Once in the hall a fight between the supporters and the court officers broke out. “We could hear what was going on in the hallway but when we wanted to go out and stop it we were told to sit down before the same thing happened to us,” said one of the Bushwick youths on trial at the time.
The four men were arrested in the hall and held in the courthouse. During the initial time of their holding, Brian Favors’ spouse and Mario Cox’s mother were not allowed to see their loved ones and were unaware of the charges and details of the incident. Due to the circumstances of the case and the arrest of the students’ supporters, the Bushwick youths’ case was moved to Dec. 7.
On Dec. 1, the four supporters were arraigned in the same courthouse where they had been the previous day standing up against racial profiling and the racism of the entire judicial system. More than 60 supporters of the four men packed the courtroom. Most of the crowd in the courtroom consisted of Latin@ and Black community members, while the judge, prosecution and the bulk of the officers present were white.
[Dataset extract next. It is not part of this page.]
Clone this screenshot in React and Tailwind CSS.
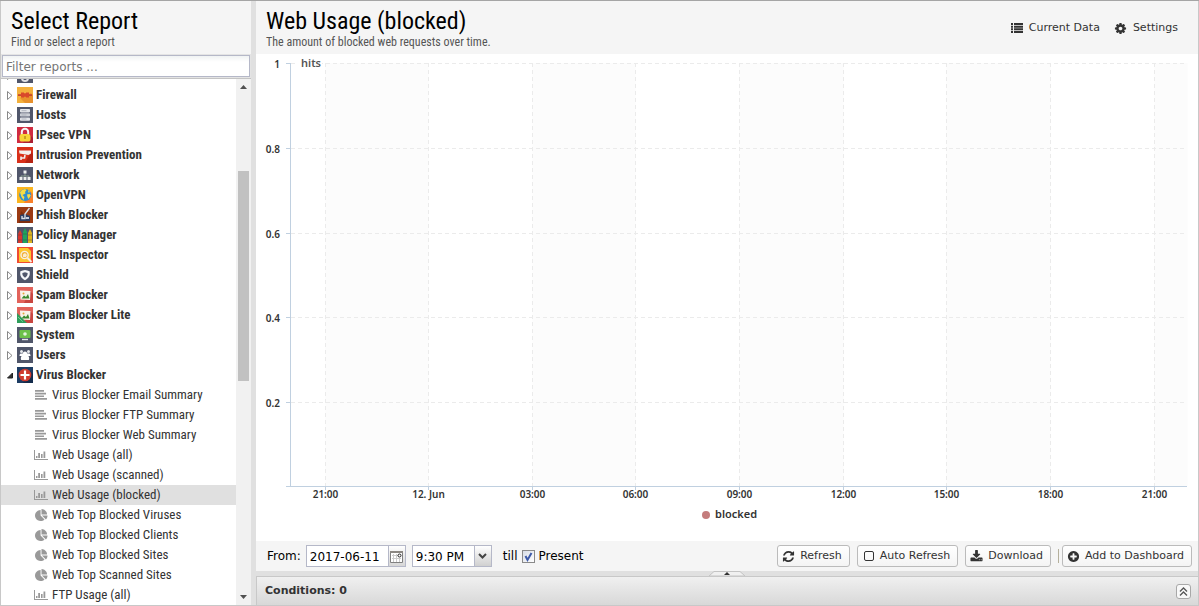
import React from "react";

const COND = "font-['Roboto_Condensed','Liberation_Sans_Narrow',sans-serif]";

const GLYPHS = {
  refresh: "M1639 1056q0 5-1 7-64 268-268 434.5t-478 166.5q-146 0-282.5-55t-243.5-157l-129 129q-19 19-45 19t-45-19-19-45v-448q0-26 19-45t45-19h448q26 0 45 19t19 45-19 45l-137 137q71 66 161 102t187 36q134 0 250-65t186-179q11-17 53-117 8-23 30-23h192q13 0 22.5 9.5t9.5 22.5zm25-800v448q0 26-19 45t-45 19h-448q-26 0-45-19t-19-45 19-45l138-138q-148-137-349-137-134 0-250 65t-186 179q-11 17-53 117-8 23-30 23h-199q-13 0-22.5-9.5t-9.5-22.5v-7q65-268 270-434.5t480-166.5q146 0 284 55.5t245 156.5l130-129q19-19 45-19t45 19 19 45z",
  gear: "M1152 896q0-106-75-181t-181-75-181 75-75 181 75 181 181 75 181-75 75-181zm512-109v222q0 12-8 23t-20 13l-185 28q-19 54-39 91 35 50 107 138 10 12 10 25t-9 23q-27 37-99 108t-94 71q-12 0-26-9l-138-108q-44 23-91 38-16 136-29 186-7 28-36 28h-222q-14 0-24.5-8.5t-11.5-21.5l-28-184q-49-16-90-37l-141 107q-10 9-25 9-14 0-25-11-126-114-165-168-7-10-7-23 0-12 8-23 15-21 51-66.5t54-70.5q-27-50-41-99l-183-27q-13-2-21-12.5t-8-23.5v-222q0-12 8-23t19-13l186-28q14-46 39-92-40-57-107-138-10-12-10-24 0-10 9-23 26-36 98.5-107.5t94.5-71.5q13 0 26 10l138 107q44-23 91-38 16-136 29-186 7-28 36-28h222q14 0 24.5 8.5t11.5 21.5l28 184q49 16 90 37l142-107q9-9 24-9 13 0 25 10 129 119 165 170 7 8 7 22 0 12-8 23-15 21-51 66.5t-54 70.5q26 50 41 98l183 28q13 2 21 12.5t8 23.5z",
  plus: "M1344 960v-128q0-26-19-45t-45-19h-256v-256q0-26-19-45t-45-19h-128q-26 0-45 19t-19 45v256h-256q-26 0-45 19t-19 45v128q0 26 19 45t45 19h256v256q0 26 19 45t45 19h128q26 0 45-19t19-45v-256h256q26 0 45-19t19-45zm320-64q0 209-103 385.5t-279.5 279.5-385.5 103-385.5-103-279.5-279.5-103-385.5 103-385.5 279.5-279.5 385.5-103 385.5 103 279.5 279.5 103 385.5z",
  download: "M1344 1344q0-26-19-45t-45-19-45 19-19 45 19 45 45 19 45-19 19-45zm256 0q0-26-19-45t-45-19-45 19-19 45 19 45 45 19 45-19 19-45zm128-224v320q0 40-28 68t-68 28h-1472q-40 0-68-28t-28-68v-320q0-40 28-68t68-28h465l135 136q58 56 136 56t136-56l136-136h464q40 0 68 28t28 68zm-325-569q17 41-14 70l-448 448q-18 19-45 19t-45-19l-448-448q-31-29-14-70 17-39 59-39h256v-448q0-26 19-45t45-19h256q26 0 45 19t19 45v448h256q42 0 59 39z",
  pie: "M768 890l546 546q-106 108-247.5 168t-298.5 60q-209 0-385.5-103t-279.5-279.5-103-385.5 103-385.5 279.5-279.5 385.5-103v762zm187 6h773q0 157-60 298.5t-168 247.5zm709-128h-768v-768q209 0 385.5 103t279.5 279.5 103 385.5z",
};

function Glyph({ name }) {
  return (
    <svg viewBox="0 0 1792 1792" className="size-[13px] shrink-0" fill="currentColor" aria-hidden="true">
      <path d={GLYPHS[name]} />
    </svg>
  );
}

function ListIcon() {
  return (
    <svg viewBox="0 0 12 10" className="h-[10px] w-3 shrink-0" fill="currentColor" aria-hidden="true">
      <path d="M0 0h2v2H0zM3 0h9v2H3zM0 2.700h2v2H0zM3 2.700h9v2H3zM0 5.300h2v2H0zM3 5.300h9v2H3zM0 8h2v2H0zM3 8h9v2H3z" />
    </svg>
  );
}

function LinesIcon() {
  return (
    <svg viewBox="0 0 12 10" className="h-[10px] w-3 shrink-0" fill="currentColor" aria-hidden="true">
      <path d="M0 0h9v1.700H0zM0 2.700h11v1.700H0zM0 5.400h9v1.700H0zM0 8.100h12v1.700H0z" />
    </svg>
  );
}

function BarsIcon() {
  return (
    <svg viewBox="0 0 14 12" className="h-3 w-[14px] shrink-0" fill="currentColor" aria-hidden="true">
      <path d="M0 1h1v9h13v1H0zM2 7h1.500v2H2zM4.200 4h1.800v5H4.200zM7 5h1.600v4H7zM9.500 2.500h1.800v6.500H9.500z" />
    </svg>
  );
}

function AppIcon({ name }) {
  const slate = <rect width="16" height="16" fill="#50566a" />;
  const art = {
    events: (<>{slate}<circle cx="8" cy="11" r="4" fill="#dfe1e6" /><circle cx="8" cy="11" r="2" fill="#50566a" /></>),
    firewall: (<>
      <rect width="16" height="16" fill="#f3b03c" /><path d="M14 6l2 2v8H8l-5-5z" fill="#e8912c" />
      <path d="M1 7.200h14v1.800H1z" fill="#c8462b" /><path d="M4 5.500h3v.8h2v-.8h3v5H9v-.8H7v.8H4z" fill="#d9482b" />
    </>),
    hosts: (<>{slate}
      <rect x="3" y="2" width="10" height="3.400" rx=".8" fill="#e3e5e9" /><rect x="3" y="6.200" width="10" height="3.400" rx=".8" fill="#cdd0d6" /><rect x="3" y="10.400" width="10" height="3.400" rx=".8" fill="#e3e5e9" />
      <path d="M4.500 3.700h5M4.500 8h5M4.500 12h5" stroke="#a5a9b4" strokeWidth=".8" />
    </>),
    ipsec: (<>
      <rect width="16" height="16" fill="#d02b40" /><path d="M12 7l4 4v5H6z" fill="#ab1f33" />
      <path d="M4.800 8V5a3.200 3.200 0 0 1 6.400 0v3" fill="none" stroke="#f4f4f4" strokeWidth="2" />
      <rect x="2.500" y="7" width="11" height="7.500" rx="2.600" fill="#f7d437" /><path d="M7.300 9h1.400v3H7.300z" fill="#b58a18" />
    </>),
    intrusion: (<>
      <rect width="16" height="16" fill="#d9301a" /><path d="M14 5l2 2v9H8z" fill="#b72413" />
      <path d="M2 3.500h12v3l-2.500 1.500L2.500 6.500z" fill="#f3f0ef" /><path d="M8 8l-.5 3H4.500M4 9.500v3.500" fill="none" stroke="#eee" strokeWidth="1.600" />
    </>),
    network: (<>{slate}
      <path d="M8 6v3M4 11V9h8v2" fill="none" stroke="#9db49c" strokeWidth=".8" />
      <path d="M6.500 3.500h3v3h-3zM2.500 10h3v3h-3zM6.500 10h3v3h-3zM10.500 10h3v3h-3z" fill="#edf0ed" />
    </>),
    openvpn: (<>
      <rect width="16" height="16" fill="#fbb51f" /><path d="M13 4l3 3v9H7z" fill="#f9802a" />
      <circle cx="8.200" cy="8" r="6" fill="#2f8fd0" />
      <path d="M3 5.500l2-2.500 3-1 1.500 1-1.500 2 .5 1.500-3 1.500 2 2-1 3-2-3zM10 7.500l2.500-.5 1.300 1.500-2.300 3.500-1-2zM11 3l2 2-1.500.7z" fill="#f7dc45" />
    </>),
    phish: (<>
      <rect width="16" height="16" fill="#9b3a13" /><path d="M4 4l9 9v3H2z" fill="#7d2d0e" />
      <path d="M3 8l5-1 5 2v5H3z" fill="#2f3f63" /><path d="M12.500 1L8 7v4.500H5V9" fill="none" stroke="#d8dde5" strokeWidth="1.400" /><path d="M9 10h3v2H9z" fill="#c5cede" />
    </>),
    policy: (<>{slate}
      <path d="M1 16V7l2-4 2 4v9z" fill="#d8372e" /><path d="M6 16V5l2-4 2 4v11z" fill="#1fa45c" /><path d="M11 16V6l2-4 2 4v10z" fill="#dfb51e" />
      <path d="M1 8h4M6 7h4M11 8h4M1 13h4M6 13h4M11 13h4" stroke="#3b3b3b" strokeOpacity=".5" strokeWidth=".8" />
    </>),
    ssl: (<>
      <rect width="16" height="16" fill="#f04a32" /><path d="M2 1h9l3 3v11H2z" fill="#fcc52e" />
      <circle cx="7.600" cy="8" r="3.600" fill="#f3b23f" stroke="#f7f1e4" strokeWidth="1.400" /><path d="M6 10V7.500L8 6l2 2-1 2z" fill="#fbeccb" /><path d="M10.500 11l4 4" stroke="#f8eee3" strokeWidth="1.800" />
    </>),
    shield: (<>{slate}
      <path d="M8 3c1.600.3 3 .8 4.600 1.200.8 4.200-.8 7-4.600 9C4.200 11.200 2.600 8.400 3.400 4.200 5 3.800 6.400 3.300 8 3z" fill="#f5f6f8" /><path d="M8 5.200l2.600.8c.2 2-.8 3.600-2.600 4.800-1.800-1.200-2.800-2.800-2.600-4.800z" fill="#50566a" />
    </>),
    spam: (<>
      <rect width="16" height="16" fill="#e2625a" /><path d="M13 4l3 3v9H7z" fill="#c94640" />
      <path d="M3 3.500l10.500.5-.5 9-9.500-.5z" fill="#f7f3ea" /><path d="M4.500 11.500l2.500-3 2 1.500 2-3 1.500 4.500z" fill="#3a8a2e" /><circle cx="6.500" cy="6.500" r="1" fill="#e5a53b" />
    </>),
    system: (<>{slate}
      <rect x="2.500" y="3" width="11" height="8" rx="1" fill="#6cc04a" /><circle cx="8" cy="7" r="1.800" fill="#e4f5dc" /><path d="M5 12.500h6" stroke="#e4e6ea" strokeWidth="1.400" />
    </>),
    users: (<>{slate}
      <circle cx="4.500" cy="4.500" r="1.500" fill="#e8eaee" /><circle cx="11.500" cy="4.500" r="1.500" fill="#e8eaee" /><circle cx="8" cy="6.800" r="2.200" fill="#fff" />
      <path d="M2.500 9c0-2 .8-2.500 2-2.500h7c1.200 0 2 .5 2 2.500h-2.200c.9 1 1.200 2.500.5 4H4.200c-.7-1.500-.4-3 .5-4z" fill="#fff" />
    </>),
    virus: (<>
      <rect width="16" height="16" fill="#1d3c63" /><path d="M13 4l3 3v9H6z" fill="#132b4b" />
      <circle cx="8" cy="8" r="6.300" fill="#cf3a2e" /><path d="M8 3.500v9M3.500 8h9" stroke="#fff" strokeWidth="2.200" />
    </>),
  };
  return (
    <svg viewBox="0 0 16 16" className="size-4 shrink-0" aria-hidden="true">
      {art[name === "spamlite" ? "spam" : name]}
      {name === "spamlite" && (<><path d="M0 6l10 10H0z" fill="#2f9e5b" /><path d="M1 10l5 5" stroke="#9bdcb4" strokeWidth="1" strokeDasharray="1 .6" /></>)}
    </svg>
  );
}

const groups = [
  ["Events", "events"], ["Firewall", "firewall"], ["Hosts", "hosts"], ["IPsec VPN", "ipsec"],
  ["Intrusion Prevention", "intrusion"], ["Network", "network"], ["OpenVPN", "openvpn"],
  ["Phish Blocker", "phish"], ["Policy Manager", "policy"], ["SSL Inspector", "ssl"],
  ["Shield", "shield"], ["Spam Blocker", "spam"], ["Spam Blocker Lite", "spamlite"],
  ["System", "system"], ["Users", "users"], ["Virus Blocker", "virus"],
];

const reports = [
  ["Virus Blocker Email Summary", "text"], ["Virus Blocker FTP Summary", "text"],
  ["Virus Blocker Web Summary", "text"], ["Web Usage (all)", "bars"],
  ["Web Usage (scanned)", "bars"], ["Web Usage (blocked)", "bars"],
  ["Web Top Blocked Viruses", "pie"], ["Web Top Blocked Clients", "pie"],
  ["Web Top Blocked Sites", "pie"], ["Web Top Scanned Sites", "pie"], ["FTP Usage (all)", "bars"],
];

function Sidebar() {
  return (
    <aside className="flex w-[251px] shrink-0 flex-col border-l border-[#c8c8c8]">
      <header className={`h-[53px] shrink-0 bg-[#f5f5f5] pl-[10px] pt-[5px] ${COND}`}>
        <h1 className="text-2xl leading-[30px] text-black">Select Report</h1>
        <p className="text-xs leading-3 text-[#555]">Find or select a report</p>
      </header>
      <div className="shrink-0 border-b border-[#c4c4c4] bg-[#e4e4e4] p-px">
        <input
          aria-label="Filter reports"
          placeholder="Filter reports ..."
          className="block h-[22px] w-full border border-[#b5b8c8] bg-white bg-linear-to-b from-[#f0f3f3] to-white to-30% px-[3px] pt-px font-['DejaVu_Sans',sans-serif] text-xs text-black placeholder:text-[#757575]"
        />
      </div>
      <div className="flex min-h-0 flex-1">
        <ul className={`flex min-w-0 flex-1 flex-col justify-end overflow-hidden bg-white text-[13px] text-[#333] ${COND}`}>
          {groups.map(([label, icon]) => (
            <li key={label} className="shrink-0">
              <button className="flex h-5 w-full items-center pl-[5px] text-left font-bold">
                <svg viewBox="0 0 8 12" className="mr-[3px] h-3 w-2 shrink-0" aria-hidden="true">
                  {icon === "virus"
                    ? <path d="M6.500 4v5H1.500z" fill="#333" stroke="#222" />
                    : <path d="M1.500 2.500v8l4.500-4z" fill="#fff" stroke="#888" />}
                </svg>
                <AppIcon name={icon} />
                <span className="ml-[3px]">{label}</span>
              </button>
            </li>
          ))}
          {reports.map(([label, kind]) => (
            <li key={label} className="shrink-0">
              <button className={`flex h-5 w-full items-center pl-[33px] text-left ${label === "Web Usage (blocked)" ? "bg-[#e0e0e0]" : ""}`}>
                <span className="flex w-[14px] shrink-0 justify-center text-[#999]">
                  {kind === "text" && <LinesIcon />}
                  {kind === "bars" && <BarsIcon />}
                  {kind === "pie" && <Glyph name="pie" />}
                </span>
                <span className="ml-1">{label}</span>
              </button>
            </li>
          ))}
        </ul>
        <div className="flex w-[15px] shrink-0 flex-col items-center bg-[#f1f1f1]" aria-hidden="true">
          <svg viewBox="0 0 15 16" className="h-4 w-[15px] shrink-0"><path d="M4 10l3.500-4L11 10z" fill="#505050" /></svg>
          <div className="flex-[76]" />
          <div className="w-[11px] flex-[210] bg-[#c1c1c1]" />
          <div className="flex-[208]" />
          <svg viewBox="0 0 15 16" className="h-4 w-[15px] shrink-0"><path d="M4 6l3.500 4L11 6z" fill="#505050" /></svg>
        </div>
      </div>
    </aside>
  );
}

const xTicks = [
  [69.5, "21:00"], [172.5, "12. Jun"], [276.5, "03:00"], [379.5, "06:00"], [483.5, "09:00"],
  [587.5, "12:00"], [690.5, "15:00"], [794.5, "18:00"], [898.5, "21:00"],
];
const yTicks = [[9.5, "1"], [94.5, "0.8"], [179.5, "0.6"], [263.5, "0.4"], [348.5, "0.2"]];

function Chart() {
  return (
    <svg viewBox="0 0 942 487" className="block h-full w-full font-['Noto_Sans',sans-serif]" role="img" aria-label="Blocked hits over time">
      {[0, 2, 4, 6, 8].map((i) => (
        <rect key={i} x={xTicks[i][0]} y="9" height="423" width={(xTicks[i + 1] ? xTicks[i + 1][0] : 931.5) - xTicks[i][0]} fill="#fcfcfc" />
      ))}
      <g stroke="#ebebeb" strokeDasharray="4 3">
        {yTicks.map(([y]) => <path key={y} d={`M35 ${y}H931`} />)}
        {xTicks.map(([x]) => <path key={x} d={`M${x} 9V432`} />)}
      </g>
      <g stroke="#c0d0e0">
        <path d="M34.500 9V432M30 432.500H931" />
        {yTicks.map(([y]) => <path key={y} d={`M30 ${y}h4`} />)}
        {xTicks.map(([x]) => <path key={x} d={`M${x} 433v3`} />)}
      </g>
      <rect x="42" y="3" width="24" height="13" fill="#fff" />
      <text x="45" y="13" className="fill-[#555] text-[11px] font-semibold">hits</text>
      <g className="fill-[#333] text-[10px] font-semibold">
        {yTicks.map(([y, label]) => <text key={label} x="24" y={y + 4} textAnchor="end">{label}</text>)}
        {xTicks.map(([x, label]) => <text key={x} x={x} y="444" textAnchor="middle">{label}</text>)}
      </g>
      <circle cx="450" cy="461" r="4" fill="#c47c7c" />
      <text x="459" y="464" className="fill-[#333] text-[11px] font-semibold">blocked</text>
    </svg>
  );
}

function ToolButton({ icon, children }) {
  return (
    <button className="flex h-[22px] items-center gap-[5px] rounded-[3px] border border-[#bbb] bg-linear-to-b from-white to-[#f4f4f4] pl-1 pr-[7px] text-[11px] text-[#333]">
      {icon}<span>{children}</span>
    </button>
  );
}

function Toolbar() {
  return (
    <div className="flex h-[30px] shrink-0 items-center bg-[#f5f5f5] pl-[11px] pr-[6px]">
      <label htmlFor="from-date" className="mr-[5px] text-xs text-black">From:</label>
      <div className="mr-[6px] flex h-[22px] w-[100px] border border-[#b5b8c8] bg-white">
        <input id="from-date" defaultValue="2017-06-11" className="min-w-0 flex-1 pl-[3px] pt-px text-xs text-black" />
        <button aria-label="Pick date" className="flex w-[17px] items-center justify-center border-l border-[#b5b8c8] bg-linear-to-b from-white to-[#d6d6d6]">
          <svg viewBox="0 0 13 13" className="size-[13px]" aria-hidden="true">
            <path d="M.5 2.500h12v10H.5z" fill="#fff" stroke="#808080" /><path d="M0 1h13v2H0z" fill="#8b8782" />
            <path d="M2 5.500h7M2 8.500h9M3.500 4v8M6.500 4v8M9.500 8v4" stroke="#ccc" /><circle cx="9.500" cy="5.500" r="1.500" fill="#fff" stroke="#222" />
          </svg>
        </button>
      </div>
      <div className="relative h-[22px] w-20 border border-[#b5b8c8] bg-white">
        <select aria-label="From time" defaultValue="9:30 PM" className="block h-full w-full appearance-none pl-[3px] pt-px text-xs text-black">
          <option>9:30 PM</option>
        </select>
        <span className="pointer-events-none absolute inset-y-0 right-0 flex w-[17px] items-center justify-center border-l border-[#b5b8c8] bg-linear-to-b from-white to-[#d0d0d0]">
          <svg viewBox="0 0 9 6" className="h-[6px] w-[9px]" aria-hidden="true"><path d="M1 1l3.500 3.500L8 1" fill="none" stroke="#444" strokeWidth="2" /></svg>
        </span>
      </div>
      <label className="ml-[11px] flex items-center text-xs text-black">
        till
        <span className="relative ml-1 mr-1 size-[13px]">
          <input type="checkbox" defaultChecked className="peer block size-[13px] appearance-none border border-[#8a8a8a] bg-linear-to-br from-[#d8dde6] to-white" />
          <svg viewBox="0 0 13 13" className="pointer-events-none absolute inset-0 hidden peer-checked:block" aria-hidden="true"><path d="M3.500 6l2 4L9.500 3" fill="none" stroke="#3e5aa8" strokeWidth="2" /></svg>
        </span>
        Present
      </label>
      <div className="ml-auto flex items-center gap-[7px]">
        <ToolButton icon={<Glyph name="refresh" />}>Refresh</ToolButton>
        <ToolButton icon={<svg viewBox="0 0 13 13" className="size-[13px] shrink-0" aria-hidden="true"><rect x="2.500" y="1.500" width="9" height="9" rx="1.500" fill="none" stroke="#333" /></svg>}>Auto Refresh</ToolButton>
        <ToolButton icon={<Glyph name="download" />}>Download</ToolButton>
        <div className="flex items-center gap-[3px]">
          <span className="h-[14px] w-px bg-[#b5b09c]" />
          <ToolButton icon={<Glyph name="plus" />}>Add to Dashboard</ToolButton>
        </div>
      </div>
    </div>
  );
}

export default function App() {
  return (
    <div className="flex h-screen overflow-hidden border-b border-t border-b-[#c8c8c8] border-t-[#a5a5a5] bg-[#e0e0e0] font-['DejaVu_Sans',sans-serif]">
      <Sidebar />
      <main className="ml-[5px] flex min-w-0 flex-1 flex-col border-r border-[#c8c8c8]">
        <header className="flex h-[53px] shrink-0 justify-between bg-[#f5f5f5] pl-[10px] pr-5">
          <div className={`pt-[5px] ${COND}`}>
            <h2 className="text-2xl leading-[30px] text-black">Web Usage (blocked)</h2>
            <p className="text-xs leading-3 text-[#555]">The amount of blocked web requests over time.</p>
          </div>
          <div className="flex items-center gap-[14px] pt-px text-[11px] text-[#333]">
            <button className="flex items-center gap-[6px]"><ListIcon />Current Data</button>
            <button className="flex items-center gap-[6px]"><Glyph name="gear" />Settings</button>
          </div>
        </header>
        <section className="min-h-0 flex-1 bg-white"><Chart /></section>
        <Toolbar />
        <div className="flex h-[5px] shrink-0 justify-center">
          <button aria-label="Expand conditions" className="h-[5px] w-9">
            <svg viewBox="0 0 36 5" className="block h-[5px] w-9" aria-hidden="true"><path d="M0 5l5-4.500h26L36 5z" fill="#f0f0f0" stroke="#c4c4c4" /><path d="M15 4l3-3 3 3z" fill="#333" /></svg>
          </button>
        </div>
        <footer className="flex h-[29px] shrink-0 items-center justify-between border-l border-t border-[#c8c8c8] bg-linear-to-b from-[#f0f0f0] to-[#d8d8d8] pl-2 pr-[7px]">
          <h3 className="text-[11px] font-bold text-[#333]">Conditions: 0</h3>
          <button aria-label="Expand" className="flex size-[15px] items-center justify-center rounded-[3px] border border-[#a8a8a8] bg-[#f8f8f8]">
            <svg viewBox="0 0 9 9" className="size-[9px]" fill="none" stroke="#555" strokeWidth="1.300" aria-hidden="true"><path d="M1 4.500L4.500 1 8 4.500M1 8.500L4.500 5 8 8.500" /></svg>
          </button>
        </footer>
      </main>
    </div>
  );
}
Mekins, Favors, Cox, and Gonzalez were accused of starting the altercation with court officers and resisting arrest during the prosecution’s statement. The defense teams for the four men used character statements about them to prove that they had no intention of or interest in causing an altercation with the officers and that doing so would have stood in contrast to their community work and past behavior.
Cox, a high school student, was scheduled to take the SAT at the very time he was in court. Favors is a teacher and a trusted advisor to the Buschwick students and their parents. Gonzalez is a dedicated community organizer and college student. And Mekins’ removal from the courtroom was a case of mistaken identity which was cleared up by Favors before the arrest.
The four defendants had visible bruises during the arraignment. They had been taken to the hospital for their injuries after the fight. All four men were released without bail, but the charges were not dropped. Cox and Gonzalez will be in court on Jan.7, and Mekins and Favors on Dec. 12.
After their release the four pillars of the community greeted and thanked each of their supporters outside of the courtroom. The defense team and defendants spoke to supporters outside the courthouse.
Ray Boudreaux of the San Francisco 8, members of the Black Panther Party and political prisoners, came out in support of these men and had this to say: “They attacked these brothers because they are organizers for our community. ... This is the whole U.S. government that we are up against and what we need is a revolution.”
The defendants let tears run down their faces as more supporters joined the crowd outside.
For all those who are against these racist acts of injustice, come out to Criminal Court at 120 Schermerhorn Street in Brooklyn on Dec. 7, Dec. 12 (room AP1) and Jan. 7 (room AP6) and show your support.